:: EXTRACTED DATA ::
******************************
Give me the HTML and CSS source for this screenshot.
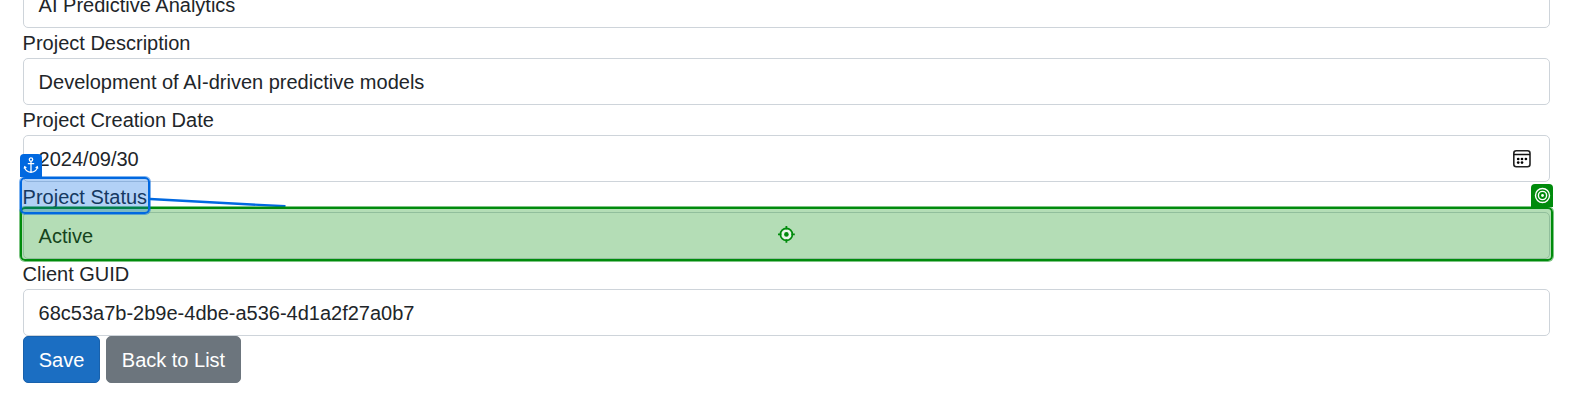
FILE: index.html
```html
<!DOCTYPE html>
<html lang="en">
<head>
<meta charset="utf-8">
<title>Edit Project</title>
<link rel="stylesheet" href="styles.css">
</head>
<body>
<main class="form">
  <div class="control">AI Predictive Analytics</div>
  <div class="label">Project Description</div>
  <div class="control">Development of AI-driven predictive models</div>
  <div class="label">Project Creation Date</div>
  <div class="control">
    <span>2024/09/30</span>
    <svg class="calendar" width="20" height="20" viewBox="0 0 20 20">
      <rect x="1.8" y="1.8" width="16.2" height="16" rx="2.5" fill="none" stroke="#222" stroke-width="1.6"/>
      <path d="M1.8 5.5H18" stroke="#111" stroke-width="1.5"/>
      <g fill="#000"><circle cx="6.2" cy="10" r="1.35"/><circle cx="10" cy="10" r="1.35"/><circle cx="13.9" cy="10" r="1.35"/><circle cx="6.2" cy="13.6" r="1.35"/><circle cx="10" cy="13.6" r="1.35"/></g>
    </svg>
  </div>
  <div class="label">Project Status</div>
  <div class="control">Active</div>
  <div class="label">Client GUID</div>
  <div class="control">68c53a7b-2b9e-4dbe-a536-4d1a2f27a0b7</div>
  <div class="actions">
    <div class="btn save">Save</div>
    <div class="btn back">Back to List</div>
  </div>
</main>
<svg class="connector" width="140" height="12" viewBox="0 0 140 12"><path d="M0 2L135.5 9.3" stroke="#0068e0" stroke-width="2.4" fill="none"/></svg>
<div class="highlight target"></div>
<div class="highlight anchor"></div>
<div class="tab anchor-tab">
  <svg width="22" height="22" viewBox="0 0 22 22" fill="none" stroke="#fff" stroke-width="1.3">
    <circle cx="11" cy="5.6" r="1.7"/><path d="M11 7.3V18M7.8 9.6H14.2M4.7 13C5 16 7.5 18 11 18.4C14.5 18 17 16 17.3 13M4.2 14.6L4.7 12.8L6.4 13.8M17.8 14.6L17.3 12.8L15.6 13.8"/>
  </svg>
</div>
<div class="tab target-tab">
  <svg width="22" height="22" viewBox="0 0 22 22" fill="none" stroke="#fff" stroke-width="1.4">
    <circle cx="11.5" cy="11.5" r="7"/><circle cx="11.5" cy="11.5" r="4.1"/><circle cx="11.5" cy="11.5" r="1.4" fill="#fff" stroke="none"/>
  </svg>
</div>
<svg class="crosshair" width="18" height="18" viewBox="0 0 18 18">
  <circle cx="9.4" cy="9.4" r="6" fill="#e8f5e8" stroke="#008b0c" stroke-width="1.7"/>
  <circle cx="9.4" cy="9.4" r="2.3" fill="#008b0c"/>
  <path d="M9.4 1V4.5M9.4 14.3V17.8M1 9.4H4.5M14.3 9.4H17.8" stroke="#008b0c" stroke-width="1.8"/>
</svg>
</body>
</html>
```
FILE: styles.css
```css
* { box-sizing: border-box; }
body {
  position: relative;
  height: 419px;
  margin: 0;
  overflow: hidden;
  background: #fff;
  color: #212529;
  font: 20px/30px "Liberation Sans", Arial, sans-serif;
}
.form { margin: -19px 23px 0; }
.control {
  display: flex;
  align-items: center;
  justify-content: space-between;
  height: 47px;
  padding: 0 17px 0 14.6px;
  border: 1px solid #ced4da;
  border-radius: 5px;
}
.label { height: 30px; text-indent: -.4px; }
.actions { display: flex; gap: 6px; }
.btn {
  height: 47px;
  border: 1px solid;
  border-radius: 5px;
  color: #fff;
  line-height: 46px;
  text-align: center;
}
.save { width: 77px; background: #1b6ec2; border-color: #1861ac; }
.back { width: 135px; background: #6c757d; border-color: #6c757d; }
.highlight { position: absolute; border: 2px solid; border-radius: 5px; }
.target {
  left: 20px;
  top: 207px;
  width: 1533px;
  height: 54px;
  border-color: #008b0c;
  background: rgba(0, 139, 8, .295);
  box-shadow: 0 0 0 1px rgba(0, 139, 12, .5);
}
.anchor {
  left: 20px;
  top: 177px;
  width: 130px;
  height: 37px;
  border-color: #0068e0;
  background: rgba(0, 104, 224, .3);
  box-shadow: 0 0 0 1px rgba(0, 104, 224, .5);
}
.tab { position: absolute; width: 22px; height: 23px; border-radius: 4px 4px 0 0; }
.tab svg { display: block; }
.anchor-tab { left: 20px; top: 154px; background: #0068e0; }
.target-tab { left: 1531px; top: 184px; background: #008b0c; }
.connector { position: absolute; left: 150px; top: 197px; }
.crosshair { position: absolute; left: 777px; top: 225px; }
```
******************************
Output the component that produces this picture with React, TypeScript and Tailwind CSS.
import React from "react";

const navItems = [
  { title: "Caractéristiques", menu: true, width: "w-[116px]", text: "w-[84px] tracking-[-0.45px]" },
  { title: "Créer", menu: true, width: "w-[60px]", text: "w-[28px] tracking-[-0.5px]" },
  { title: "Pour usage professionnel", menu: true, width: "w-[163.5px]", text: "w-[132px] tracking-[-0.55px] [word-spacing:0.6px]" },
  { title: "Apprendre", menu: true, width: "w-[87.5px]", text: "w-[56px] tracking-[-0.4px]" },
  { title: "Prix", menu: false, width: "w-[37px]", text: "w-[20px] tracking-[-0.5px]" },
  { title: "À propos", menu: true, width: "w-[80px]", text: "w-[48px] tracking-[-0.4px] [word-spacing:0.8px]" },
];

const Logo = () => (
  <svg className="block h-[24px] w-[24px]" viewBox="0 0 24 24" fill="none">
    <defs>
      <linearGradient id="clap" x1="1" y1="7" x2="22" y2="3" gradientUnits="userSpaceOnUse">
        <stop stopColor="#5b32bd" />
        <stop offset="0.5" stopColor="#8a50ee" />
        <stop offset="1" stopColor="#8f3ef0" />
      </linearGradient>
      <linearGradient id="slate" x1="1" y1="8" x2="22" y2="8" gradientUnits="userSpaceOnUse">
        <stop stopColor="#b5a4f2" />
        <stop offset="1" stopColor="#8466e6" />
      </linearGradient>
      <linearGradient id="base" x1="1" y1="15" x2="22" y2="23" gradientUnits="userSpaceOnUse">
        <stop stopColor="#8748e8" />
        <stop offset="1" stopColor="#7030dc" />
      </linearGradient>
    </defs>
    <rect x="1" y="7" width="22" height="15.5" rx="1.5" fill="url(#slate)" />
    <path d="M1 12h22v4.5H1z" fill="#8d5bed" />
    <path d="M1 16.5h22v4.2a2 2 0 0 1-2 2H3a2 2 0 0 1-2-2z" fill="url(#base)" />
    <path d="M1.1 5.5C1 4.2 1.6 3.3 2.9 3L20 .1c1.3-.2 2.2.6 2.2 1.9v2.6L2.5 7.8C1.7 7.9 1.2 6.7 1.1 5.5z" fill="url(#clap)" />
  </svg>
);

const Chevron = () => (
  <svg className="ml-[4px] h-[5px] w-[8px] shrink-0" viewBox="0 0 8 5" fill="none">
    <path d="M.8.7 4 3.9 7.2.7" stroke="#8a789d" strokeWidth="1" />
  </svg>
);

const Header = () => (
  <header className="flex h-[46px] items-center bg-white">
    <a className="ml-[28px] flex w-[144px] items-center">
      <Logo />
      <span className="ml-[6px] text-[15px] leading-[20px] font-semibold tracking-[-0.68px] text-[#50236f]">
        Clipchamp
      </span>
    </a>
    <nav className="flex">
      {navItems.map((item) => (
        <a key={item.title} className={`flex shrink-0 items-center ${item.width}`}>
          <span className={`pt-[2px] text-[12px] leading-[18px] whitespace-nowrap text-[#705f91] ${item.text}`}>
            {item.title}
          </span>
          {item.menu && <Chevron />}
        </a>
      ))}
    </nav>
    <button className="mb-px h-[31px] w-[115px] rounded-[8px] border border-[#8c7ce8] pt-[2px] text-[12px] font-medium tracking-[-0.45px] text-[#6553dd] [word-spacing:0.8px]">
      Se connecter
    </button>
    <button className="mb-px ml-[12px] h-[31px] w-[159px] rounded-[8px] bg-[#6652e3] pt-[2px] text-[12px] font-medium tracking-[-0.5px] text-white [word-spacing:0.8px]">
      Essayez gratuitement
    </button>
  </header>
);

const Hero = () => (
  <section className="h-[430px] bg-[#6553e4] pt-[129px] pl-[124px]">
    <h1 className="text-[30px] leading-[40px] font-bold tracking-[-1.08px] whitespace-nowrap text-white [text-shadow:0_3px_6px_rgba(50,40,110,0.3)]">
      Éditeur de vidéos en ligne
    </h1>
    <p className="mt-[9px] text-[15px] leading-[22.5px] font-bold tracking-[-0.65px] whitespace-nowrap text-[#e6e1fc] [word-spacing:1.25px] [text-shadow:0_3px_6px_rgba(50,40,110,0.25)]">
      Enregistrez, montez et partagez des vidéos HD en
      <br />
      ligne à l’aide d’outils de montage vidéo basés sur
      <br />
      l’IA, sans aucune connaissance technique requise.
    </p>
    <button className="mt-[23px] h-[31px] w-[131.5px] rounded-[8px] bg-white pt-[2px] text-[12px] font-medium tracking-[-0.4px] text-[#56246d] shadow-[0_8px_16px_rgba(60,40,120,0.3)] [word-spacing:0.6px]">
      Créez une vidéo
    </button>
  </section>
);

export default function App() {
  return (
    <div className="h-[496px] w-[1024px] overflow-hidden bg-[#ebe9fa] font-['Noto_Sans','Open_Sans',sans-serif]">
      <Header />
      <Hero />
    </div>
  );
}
******************************
:: GIVEN PROBLEM ::
Say how many lines of the listing above contain "React", with no other words.

:: COMPLETED TASK ::
2